Life and Ants

I haven’t any inspiration to write lately as life and its many distractions kept it away–far away.

And yet here I am again, writing as if “something” has happened but really, it’s the same same-ol’-same-ol’.

Funnily enough, I found the inspiration to write because of something I hate… and hate dearly: ANTS!

These small, seemingly harmless creatures, that aren’t as gross as cockroaches, or as despicable as rats or as destructive as termites, but as I live on the 9th floor, I don’t suffer from those three… only ants.

Now MY ants are not your normal, run-of-the-mill ants where they just come when you leave something out for a few hours. MY ants come in swarms in as soon as 5 minutes from the time you leave something edible on ANY surface of ANY part of my apartment. Amazing right? What’s more amazing is they’d even swarm for just WATER! Imagine laying a cup of cold juice with a nice film of condensation on its surface, and after a few minutes, come back and find the place swarming with ants. DISGUSTING!

More to the point, I can’t help being disgusted admiring their tenacity. It takes a lot of effort and constant alertness to be able to respond to a potential food source for the colony in this fashion. Albeit many of them gets squished or drowned or poisoned in the end, they still persevere.

This self-sacrificing attitude for the greater good of the collective is something that has been all but lost in our society today.

We no longer care about how everyone else will fare, but only care about how we ourselves will. “To hell with other people”, “How can I care about others when I’m in this state”, “Everyone else is doing it, so why should I be any different” are just some of the many things we tell ourselves to justify our selfish actions. When I think about them, I really can’t help but agree. However, it being the logical thing to do doesn’t make it the RIGHT thing to do.

Ants are the prime example of a society that, albeit structured and hierarchical–without rights or freedoms–works. We should take some life lessons from my sworn enemies, on of which is:

The collective (our country) matters.

The Philippines is worth dying for.


If someone ever seriously asked me how was my life these past couple of months, I would probably say “meh”. Not because I’m indifferent or complacent, but rather because I feel like my life has spiralled into oblivion.

Why do I say this? It is because life here in the Philippines is just that: full of indifference and complacency.

In a country with its political, judicial, and economic system inter-woven together and are all inherently corrupt–to the highest levels–one can almost tangibly feel the despair and the abandon in the people. Imagine having to live knowing that fact? If you can,  you’re one step closer from being able to understand what it is being a Filipino.

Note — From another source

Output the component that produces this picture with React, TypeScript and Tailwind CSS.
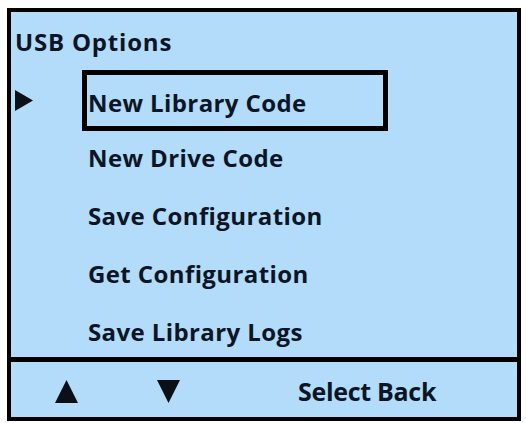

Our history is fraught with the rich seizing power through despicable means, getting addicted to it, and lasciviously trying to keep it. What’s more saddening is that the masses, the very ones that have most suffered from the greed and the corruption of the rich, have stabbed themselves in back time and again because of how they vote. It is an agonizing truth, but truth nonetheless. Every election year, millions of pesos are spent on campaigns and common man is bombarded by political propaganda through every sensory means possible in an effort to blind the people from the truth.

In the Philippines, elections are bought.

Being a UP student, those of you who might think that I should feel differently being in “THE ACTIVIST SCHOOL” in the country are wrong. Yes, UP students are activists in the sense that some actively go on rallies and actively criticizes the administration, referring to the university’s and the government. But, their activism stops short to those things that directly affects themselves. Few or even none goes into the foray of the unknown or are brave enough to stick out of the crowd and stick it up to those in power. What’s more is that they seem to be taking their cues from the newspapers or by simply just going against anything the government or the university administration tries to pull off. True activism goes further than self-interest lest they be just the same as the rich: doing things for their own sakes.

Moreover, rather than asking students to go and “rally” for change, wouldn’t it be more helpful for them to encourage students to actually register to vote? Wouldn’t it make a larger impact if students were encouraged to register themselves and also to invite their friends and families to ALSO do the same?

Well, having said that, I can’t really blame them for doing what they been doing. Our generation did grow up in THE time in which everything the government, and by default what their agencies, try to do should come into question. We SHOULD be suspicious. But, hope is not in another EDSA Revolution. Rather, hope is always and has always been in the hearts of the people.

Our complacency and indifference… our acceptance of the status quo must end. It is high time that the death-grip of the rich be broken over our country, that we wash ourselves of the dross they’ve splashed over us… to drown us with the despair.

Hope is in us… change is upon us.

Rise up, Philippines! Rise up my fellow students. Register and vote WISELY at the 2010 Presidential Elections.